Scientists Unveil First Visible Time Crystals, Eyeing Practical Uses

Researchers at the University of Colorado Boulder have achieved a significant breakthrough by creating the first visible time crystals, a development that may have practical applications, including the enhancement of anti-counterfeiting measures on currency like the $100 bill. Published in the journal Nature Materials on September 4, 2023, this innovative work provides a rare opportunity to study a unique phase of matter that has fascinated physicists since its theoretical inception.

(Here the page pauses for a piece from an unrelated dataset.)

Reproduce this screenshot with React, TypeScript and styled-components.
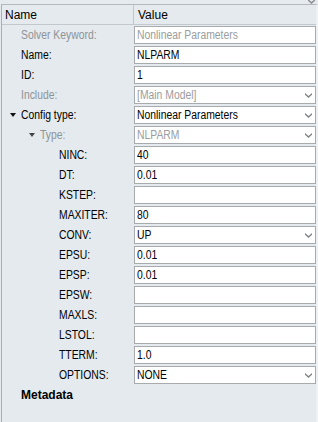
import React from 'react'
import styled, { createGlobalStyle } from 'styled-components'

type Field = {
  label: string
  value?: string
  level?: number
  disabled?: boolean
  select?: boolean
  expander?: boolean
}

const fields: Field[] = [
  { label: 'Solver Keyword:', value: 'Nonlinear Parameters', disabled: true },
  { label: 'Name:', value: 'NLPARM' },
  { label: 'ID:', value: '1' },
  { label: 'Include:', value: '[Main Model]', disabled: true, select: true },
  { label: 'Config type:', value: 'Nonlinear Parameters', select: true, expander: true },
  { label: 'Type:', value: 'NLPARM', level: 1, disabled: true, select: true, expander: true },
  { label: 'NINC:', value: '40', level: 2 },
  { label: 'DT:', value: '0.01', level: 2 },
  { label: 'KSTEP:', value: '', level: 2 },
  { label: 'MAXITER:', value: '80', level: 2 },
  { label: 'CONV:', value: 'UP', level: 2, select: true },
  { label: 'EPSU:', value: '0.01', level: 2 },
  { label: 'EPSP:', value: '0.01', level: 2 },
  { label: 'EPSW:', value: '', level: 2 },
  { label: 'MAXLS:', value: '', level: 2 },
  { label: 'LSTOL:', value: '', level: 2 },
  { label: 'TTERM:', value: '1.0', level: 2 },
  { label: 'OPTIONS:', value: 'NONE', level: 2, select: true },
]

const GlobalStyle = createGlobalStyle`
  body {
    margin: 0;
  }
`

const Panel = styled.div`
  width: 318px;
  height: 422px;
  display: flex;
  flex-direction: column;
  overflow: hidden;
  background: #e4eaee;
  font-family: 'Liberation Sans', Arial, sans-serif;
  font-size: 12px;
  color: #000;
`

const TopStrip = styled.div`
  height: 4px;
  display: flex;
  justify-content: flex-end;
  align-items: flex-end;
  padding-right: 3px;
  overflow: hidden;
`

const Frame = styled.div`
  flex: 1;
  margin-left: 1px;
  border-left: 1px solid #a9b0b5;
  border-top: 1px solid #b3b9bd;
  border-right: 2px solid #edf1f3;
`

const Header = styled.div`
  display: grid;
  grid-template-columns: 132px 1fr;
  height: 19px;
  border-bottom: 1px solid #c3c8cc;
`

const HeaderCell = styled.div<{ $first?: boolean }>`
  display: flex;
  align-items: center;
  padding-left: ${(p) => (p.$first ? 3 : 4)}px;
  border-right: ${(p) => (p.$first ? '1px solid #c3c8cc' : 'none')};
`

const Row = styled.div`
  display: grid;
  grid-template-columns: 132px 1fr;
  height: 20px;
  align-items: center;
`

const Label = styled.div<{ $level: number; $disabled?: boolean; $bold?: boolean }>`
  display: flex;
  align-items: center;
  padding-left: ${(p) => 19 + p.$level * 19}px;
  color: ${(p) => (p.$disabled ? '#8e9397' : '#000')};
  font-weight: ${(p) => (p.$bold ? 'bold' : 'normal')};
  position: relative;
`

// row texts are narrower than the header font in the original
const Text = styled.span`
  display: inline-block;
  white-space: nowrap;
  font-size: 12.5px;
  transform: scaleX(0.83);
  transform-origin: 0 50%;
`

const Expander = styled.span<{ $disabled?: boolean }>`
  position: absolute;
  margin-left: -11px;
  width: 0;
  height: 0;
  border-left: 3px solid transparent;
  border-right: 3px solid transparent;
  border-top: 4px solid ${(p) => (p.$disabled ? '#444' : '#111')};
`

const Box = styled.div<{ $disabled?: boolean }>`
  height: 18px;
  box-sizing: border-box;
  border: 1px solid #a7abae;
  background: #fff;
  display: flex;
  align-items: center;
  justify-content: space-between;
  padding: 0 3px 0 2px;
  color: ${(p) => (p.$disabled ? '#9a9c9e' : '#000')};
`

const Chevron: React.FC<{ color?: string }> = ({ color = '#808386' }) => (
  <svg width="7" height="5" viewBox="0 0 7 5">
    <path d="M0 0 L3.5 3 L7 0 L7 1.8 L3.5 5 L0 1.8 Z" fill={color} />
  </svg>
)

const App: React.FC = () => (
  <Panel>
    <GlobalStyle />
    <TopStrip>
      <Chevron color="#8a8d90" />
    </TopStrip>
    <Frame>
      <Header>
        <HeaderCell $first>Name</HeaderCell>
        <HeaderCell>Value</HeaderCell>
      </Header>
      {fields.map((f) => (
        <Row key={f.label}>
          <Label $level={f.level ?? 0} $disabled={f.disabled}>
            {f.expander && <Expander $disabled={f.disabled} />}
            <Text>{f.label}</Text>
          </Label>
          <Box $disabled={f.disabled}>
            <Text>{f.value}</Text>
            {f.select && <Chevron />}
          </Box>
        </Row>
      ))}
      <Row>
        <Label $level={0} $bold>
          Metadata
        </Label>
      </Row>
    </Frame>
  </Panel>
)

export default App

Time crystals, first proposed by Nobel laureate Frank Wilczek in 2012, are distinct from traditional crystals because they exhibit a repeating structure not just in space, but also in time. This peculiar behavior challenges conventional understandings of physical laws, which are typically symmetrical in both dimensions. Physicist Hanqing Zhao, the lead author of the study, explained that these new time crystals manifest as “psychedelic tiger stripes” and are observable under certain conditions, including with the naked eye.

To create these visible time crystals, researchers manipulated liquid crystals—molecules that display properties of both solids and liquids—by sandwiching them between two dye-coated glass pieces. When light is directed onto this setup, the dye molecules respond by altering their position, which in turn creates kinks within the liquid crystals. These kinks can move and interact with one another, mimicking the behavior of particles.

Ivan Smalyukh, a co-author of the study, elaborated on the breakthrough, stating, “You have these twists, and you can’t easily remove them. They behave like particles and start interacting with each other.” The researchers found that these interactions remained consistent even when subjected to temperature changes, showcasing the stability of the time crystal structure.

The implications of this research extend beyond fundamental physics. The team envisions potential applications that could revolutionize various fields. For instance, the distinct patterns formed by stacking these time crystals could serve as “time watermarks,” making it increasingly difficult to counterfeit high-denomination currency. Furthermore, advancements in data storage could emerge from stacking these crystals to create complex patterns, allowing for the retention of large quantities of information.

Zhao expressed optimism regarding future applications, saying, “We don’t want to put a limit on the applications right now. I think there are opportunities to push this technology in all sorts of directions.” As the exploration of time crystals continues, the scientific community remains eager to uncover further applications that could leverage this fascinating phase of matter.

This discovery not only expands the understanding of quantum mechanics but also opens doors to innovative technologies that could impact everyday life. The creation of visible time crystals marks a pivotal moment in research, merging theoretical physics with practical solutions.